In the rest of the world, the Italian denial of its history produces astonishment and indignation. When the Guardian’s HQ in Manchester asked Lizzy Davies, their correspondent in Rome, to write a piece about how the Italians had reacted to the storm which had raged in the North East of England after the appointment of Di Canio – and therefore about the opportuneness of employing a declared fascist in an educational role such as football coach – they were astounded at what she wrote. And indifference to fascism cannot be dismissed as merely “tiresome and irresponsible”.
Children are watching. The rest of the world, too, and it’s frightened by our indifference to fascism.
(1) Mussolini assumed the title of Duce (Leader). Dux is Latin for leader.
(2) The stiff-armed salute associated with fascism is sometimes said (without evidence) to derive from a custom of ancient Rome. Lazio is the region which includes Rome, of course, and the club has a common ground with Roma at the Stadio Olimpico in the city.
(3) The phrase “perfidious Albion” has been around since the mediaeval period and has more recently acquired a humorous air. Not so for Mussolini and the Italian fascist regime, though, which used the term for propaganda purposes especially during the Second Italo-Abyssinian War and the Second World War.
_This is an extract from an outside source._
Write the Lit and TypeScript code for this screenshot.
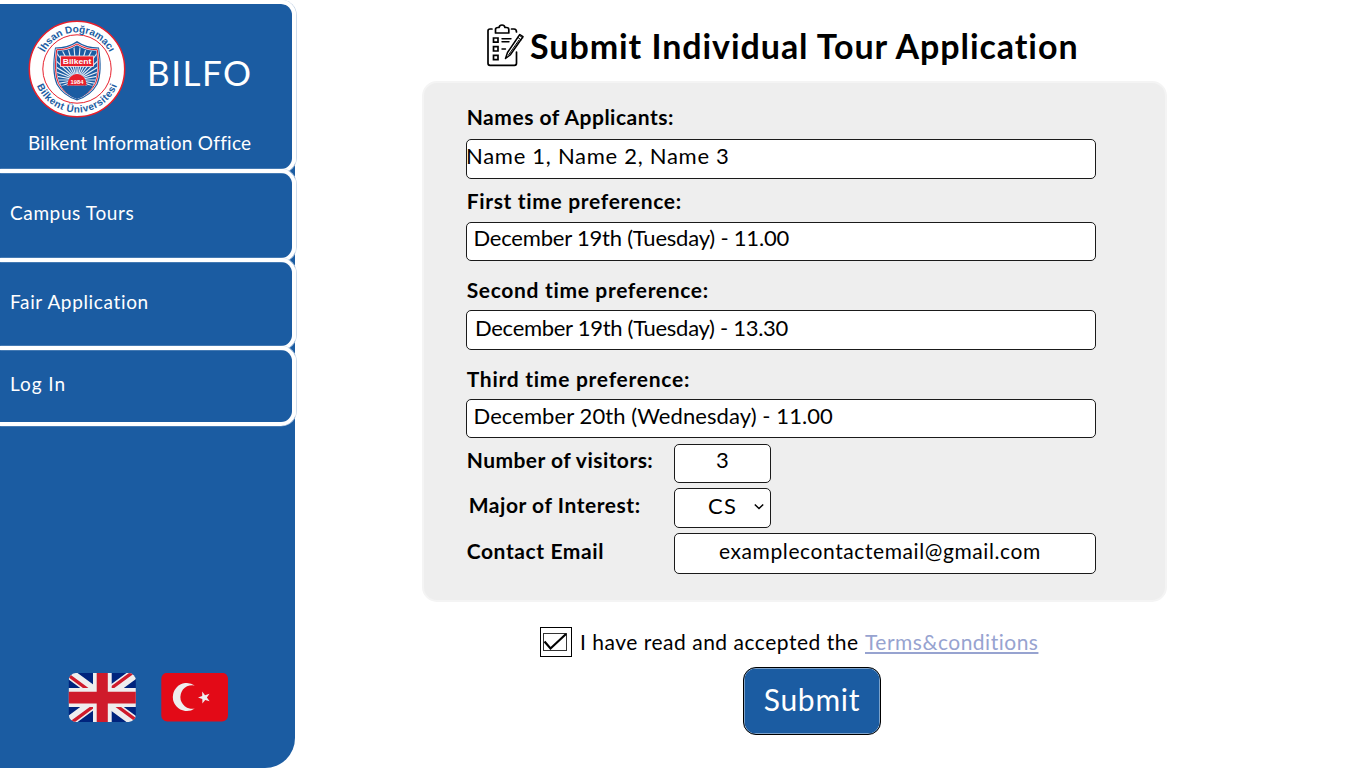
import { LitElement, html, css, svg } from "lit";
import { customElement } from "lit/decorators.js";

const FONT = css`Lato, "Open Sans", sans-serif`;

/** Round university crest with lettering set on two arcs. */
@customElement("bilkent-crest")
export class BilkentCrest extends LitElement {
  static styles = css`
    :host { display: block; width: 98px; height: 98px; }
    svg { display: block; }
    .ring { font: 700 10px "Liberation Sans", Arial, sans-serif; fill: #1b5ca2; }
    .plate { font: 700 7.8px "Liberation Sans", Arial, sans-serif; fill: #fff; }
    .year { font: 700 5.8px "Liberation Sans", Arial, sans-serif; fill: #fff; }
  `;
  render() {
    const rays = Array.from({ length: 34 }, (_, i) => {
      const a = (Math.PI * 2 * i) / 34;
      return svg`<line x1="49" y1="60" x2=${49 + 60 * Math.cos(a)} y2=${60 + 60 * Math.sin(a)} stroke="#e8eef6" stroke-width="1.1"></line>`;
    });
    return html`<svg width="98" height="98" viewBox="0 0 98 98">
      <defs>
        <path id="top" d="M12.500 49a36.500 36.500 0 0 1 73 0"></path>
        <path id="bottom" d="M5.500 49a43.500 43.500 0 0 0 87 0"></path>
        <clipPath id="shield"><path d="M49 26Q58 32 68.500 31.500Q71 52 66 64Q61 75 49 79Q37 75 32 64Q27 52 29.500 31.500Q40 32 49 26Z"></path></clipPath>
      </defs>
      <circle cx="49" cy="49" r="47.700" fill="#fff" stroke="#e8202c" stroke-width="1.500"></circle>
      <circle cx="49" cy="49" r="34.200" fill="#fff" stroke="#e8202c" stroke-width="1"></circle>
      <text class="ring" text-anchor="middle" textLength="80"><textPath href="#top" startOffset="50%">İhsan Doğramacı</textPath></text>
      <text class="ring" text-anchor="middle" textLength="102"><textPath href="#bottom" startOffset="50%">Bilkent Üniversitesi</textPath></text>
      <path d="M49 21Q58 27.500 71 27.500Q75 52 69.500 64.500Q63 76 49 80.500Q35 76 28.500 64.500Q23 52 27 27.500Q40 27.500 49 21Z" fill="#1b5ca2"></path>
      <path d="M49 24Q59 30 69.300 29.700Q72.500 52 67.500 63.500Q62 74 49 78Q36 74 30.500 63.500Q25.500 52 28.700 29.700Q39 30 49 24Z" fill="none" stroke="#f3e9f0" stroke-width="2.200"></path>
      <path d="M49 24Q59 30 69.300 29.700Q72.500 52 67.500 63.500Q62 74 49 78Q36 74 30.500 63.500Q25.500 52 28.700 29.700Q39 30 49 24Z" fill="none" stroke="#e8202c" stroke-width="1"></path>
      <g clip-path="url(#shield)">
        <g>${rays}</g>
        <path d="M28 65.500H70V80H28Z" fill="#1b5ca2"></path>
      </g>
      <rect x="32.500" y="36" width="33" height="10.500" fill="#e8202c" stroke="#fff" stroke-width=".7"></rect>
      <text class="plate" x="49" y="44" text-anchor="middle" textLength="28.500" lengthAdjust="spacingAndGlyphs">Bilkent</text>
      <path d="M39.500 65.500C39.500 59 43.500 54 49 54S58.500 59 58.500 65.500Z" fill="#e8202c"></path>
      <text class="year" x="49" y="63.700" text-anchor="middle">1984</text>
    </svg>`;
  }
}

@customElement("side-bar")
export class SideBar extends LitElement {
  static styles = css`
    :host { display: block; width: 296px; height: 768px; flex: none; font-family: ${FONT}; color: #fff; }
    .panel { width: 295px; height: 763.500px; margin-top: 4px; background: #1b5ca2; border-radius: 0 14px 30px 0; display: flex; flex-direction: column; }
    .cell { box-sizing: border-box; width: 296px; border: 4px solid #fff; border-left: 0; border-radius: 0 15px 15px 0; flex: none; box-shadow: .5px 0 0 .3px #c3d3e6; }
    .head { width: 295.500px; height: 173px; margin-top: -4px; padding: 16px 0 0 28px; border-bottom-width: 4.500px; }
    .brand { display: flex; }
    .name { font-size: 35px; letter-spacing: 1.5px; line-height: 42px; padding: 31px 0 0 21px; }
    .office { font-size: 19px; letter-spacing: .26px; line-height: 24px; margin-top: 13px; white-space: nowrap; }
    .nav { display: flex; align-items: center; padding-left: 10px; font-size: 19px; text-decoration: none; color: #fff; }
    .tours { height: 93px; margin-top: -4px; letter-spacing: .62px; padding-bottom: 6px; }
    .fair { height: 92px; margin-top: -4px; letter-spacing: .65px; padding-bottom: 5px; }
    .login { height: 79.500px; margin-top: -4px; letter-spacing: .96px; padding-bottom: 4px; }
    .flags { display: flex; gap: 25px; padding: 247px 0 0 68px; }
    svg { display: block; }
  `;
  render() {
    return html`<nav class="panel">
      <header class="cell head">
        <div class="brand"><bilkent-crest></bilkent-crest><div class="name">BILFO</div></div>
        <div class="office">Bilkent Information Office</div>
      </header>
      <a class="cell nav tours">Campus Tours</a>
      <a class="cell nav fair">Fair Application</a>
      <a class="cell nav login">Log In</a>
      <div class="flags">
        <svg width="68" height="50" viewBox="0 .500 68 50">
          <defs><clipPath id="uk"><rect x=".8" y=".6" width="67" height="48.800" rx="7"></rect></clipPath></defs>
          <g clip-path="url(#uk)">
            <rect width="68" height="50" fill="#00247d"></rect>
            <path d="M-2 -1.500L70 51.500M70 -1.500L-2 51.500" stroke="#eee" stroke-width="10.500"></path>
            <path d="M34 27.500L-2 1M34 22.500L70 49M34 27.500L-2 54M34 22.500L70 -4" stroke="#cf1b2b" stroke-width="3.400"></path>
            <path d="M25 0H43.700V15.500H68V34.500H43.700V50H25V34.500H0V15.500H25Z" fill="#eee"></path>
            <path d="M28.700 0H39.800V19.200H68V31H39.800V50H28.700V31H0V19.200H28.700Z" fill="#cf1b2b"></path>
          </g>
        </svg>
        <svg width="68" height="50" viewBox="0 .500 68 50">
          <rect x=".3" y=".3" width="66.700" height="48.700" rx="6" fill="#e30a17"></rect>
          <path d="M35.300 13A14 14 0 1 0 35.300 36A11.800 11.800 0 1 1 35.300 13Z" fill="#eee" transform="translate(-1.500 0)"></path>
          <path d="M37 25L41.200 23.600L41.200 19L44 22.700L48.500 21.200L45.900 25L48.600 28.700L44.200 27.400L41.400 31L41.300 26.500Z" fill="#eee"></path>
        </svg>
      </div>
    </nav>`;
  }
}

@customElement("app-root")
export class AppRoot extends LitElement {
  static styles = css`
    :host { display: block; width: 1366px; height: 768px; overflow: hidden; background: #fff; font-family: ${FONT}; color: #000; }
    .page { display: flex; height: 768px; }
    main { flex: 1; display: flex; flex-direction: column; padding-left: 126px; }
    h1 { margin: 0; height: 81px; display: flex; box-sizing: border-box; padding: 22px 0 0 63px; font-size: 34px; line-height: 45px; letter-spacing: .94px; font-weight: 700; white-space: nowrap; }
    .title { padding-top: 1px; }
    .clip { width: 45px; height: 46px; flex: none; }
    .card { box-sizing: border-box; width: 745px; height: 521px; background: #eee; border: 2px solid #f4f4f4; border-radius: 15px; padding: 21px 0 0 42px; }
    .label { font-weight: 700; font-size: 21px; line-height: 26px; height: 26px; white-space: nowrap; text-indent: .7px; }
    .box { box-sizing: border-box; border: 1px solid #1a1a1a; border-radius: 5px; background: #fff; width: 630px; font-size: 22px; white-space: nowrap; }
    .b1 { height: 40px; margin-top: 9px; line-height: 31px; letter-spacing: .72px; text-indent: -1px; }
    .b2 { height: 39px; margin-top: 8px; line-height: 30px; letter-spacing: -.21px; padding-left: 6.5px; }
    .b3 { height: 40px; margin-top: 7px; line-height: 33px; letter-spacing: -.29px; padding-left: 8px; }
    .b4 { height: 39px; margin-top: 7px; line-height: 32px; letter-spacing: .08px; padding-left: 6.5px; }
    .l1 { letter-spacing: .52px; }
    .l2 { letter-spacing: .67px; margin-top: 9px; }
    .l3 { letter-spacing: .67px; margin-top: 16px; }
    .l4 { letter-spacing: .73px; margin-top: 16px; }
    .row { display: grid; grid-template-columns: 208px auto; justify-content: start; }
    .r1 { margin-top: 6px; }
    .r2 { margin-top: 5px; }
    .r3 { margin-top: 5px; }
    .r1 .label { padding-top: 3px; letter-spacing: .46px; }
    .r2 .label { padding: 4px 0 0 2px; letter-spacing: .55px; }
    .r3 .label { padding-top: 5px; letter-spacing: .6px; }
    .count { width: 97px; height: 39px; line-height: 30px; text-align: center; }
    .major { width: 97px; height: 40px; line-height: 33px; display: flex; padding-left: 33px; letter-spacing: 1.2px; gap: 16px; }
    .chev { margin-top: 13px; width: 12px; height: 10px; }
    .mail { width: 422px; height: 41px; line-height: 33px; font-size: 21px; letter-spacing: .59px; padding-left: 44px; }
    .terms { display: flex; margin: 25px 0 0 118px; font-size: 21px; line-height: 29px; white-space: nowrap; }
    .check { width: 32px; height: 30px; margin-right: 8px; }
    .agree { letter-spacing: .51px; width: 285px; }
    .link { letter-spacing: .5px; color: #97a3d0; text-decoration: underline; text-decoration-thickness: 2px; text-underline-offset: 2px; text-decoration-skip-ink: none; }
    .submit { box-sizing: border-box; width: 138px; height: 68px; margin: 10px 0 0 321px; padding: 0 0 5px 0; border: 1px solid #000; border-radius: 13px; background: #1b5ca2; box-shadow: inset 0 0 0 .5px #dfe8f2; color: #fff; font: 400 30px ${FONT}; letter-spacing: .75px; }
    svg { display: block; }
  `;
  render() {
    return html`<div class="page">
      <side-bar></side-bar>
      <main>
        <h1>
          <svg class="clip" viewBox="485 22 45 46" fill="none" stroke="#000" stroke-width="1.700" stroke-linecap="round" stroke-linejoin="round">
            <path d="M492 29H490Q488 29 488 31V63.300Q488 65.300 490 65.300H514.500Q516.500 65.300 516.500 63.300V52M511.500 29H514Q516.500 29 516.500 32"></path>
            <path d="M495.500 33V29.500Q495.500 27.500 498 27.500H499Q499.500 25 502 25T505 27.500H506.500Q508.800 27.500 508.800 29.500V33Z"></path>
            <path d="M493.500 38H498V42.200H493.500ZM493.500 46.700H498V51H493.500ZM493.500 55.400H498V59.700H493.500Z" stroke-linejoin="miter"></path>
            <path d="M502 38.800H511M502 41.800H509M502 49H505.500" stroke-width="1.400"></path>
            <path d="M505.500 58.500L507.500 52.500L519.800 34.500L523 36.700L510.200 55Z" stroke-width="1.500"></path>
            <path d="M519.500 35.500L522.800 37.800M518 37.500L521 39.800M508.500 55L519 40" stroke-width="1"></path>
          </svg>
          <span class="title">Submit Individual Tour Application</span>
        </h1>
        <section class="card">
          <div class="label l1">Names of Applicants:</div>
          <div class="box b1">Name 1, Name 2, Name 3</div>
          <div class="label l2">First time preference:</div>
          <div class="box b2">December 19th (Tuesday) - 11.00</div>
          <div class="label l3">Second time preference:</div>
          <div class="box b3">December 19th (Tuesday) - 13.30</div>
          <div class="label l4">Third time preference:</div>
          <div class="box b4">December 20th (Wednesday) - 11.00</div>
          <div class="row r1"><div class="label">Number of visitors:</div><div class="box count">3</div></div>
          <div class="row r2"><div class="label">Major of Interest:</div>
            <div class="box major"><span>CS</span><svg class="chev" viewBox="0 0 12 10" fill="none" stroke="#000" stroke-width="1.500"><path d="M1.800 2.500L6 6.500L10.200 2.500"></path></svg></div>
          </div>
          <div class="row r3"><div class="label">Contact Email</div><div class="box mail">examplecontactemail@gmail.com</div></div>
        </section>
        <div class="terms">
          <svg class="check" viewBox="0 0 32 30" fill="none" stroke="#000">
            <rect x=".5" y=".5" width="31" height="29"></rect>
            <rect x="3.500" y="6.500" width="23" height="17" stroke="#333"></rect>
            <path d="M4.500 14.500L10.500 21.500L26 7" stroke-width="2.200"></path>
          </svg>
          <span class="agree">I have read and accepted the</span>
          <a class="link">Terms&amp;conditions</a>
        </div>
        <button class="submit">Submit</button>
      </main>
    </div>`;
  }
}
(4) Giustizialismo is the over-zealous and at times politicised pursuit of justice. It fosters the idea, very popular in the Italian centre-left, that the magistrature and “non-corrupted” political forces should be in alliance against the corrupt, in order to “clean” the Italian political system.
(5) South Shields, the constituency Miliband represented, is the only one in Britain since the 1832 Parliamentary Reform Act which has never returned a Conservative MP.
(6) A militant in the Italian Socialist Movement (MSI) which emerged from the embers of the Republican Fascist Party and founder of Ordine Nuovo (a neo-fascist party forcibly dissolved by the Government in 1973). He was accused of ordering two murders and having taken part in the Bologna massacre, later acquitted but found guilty of association with an armed gang.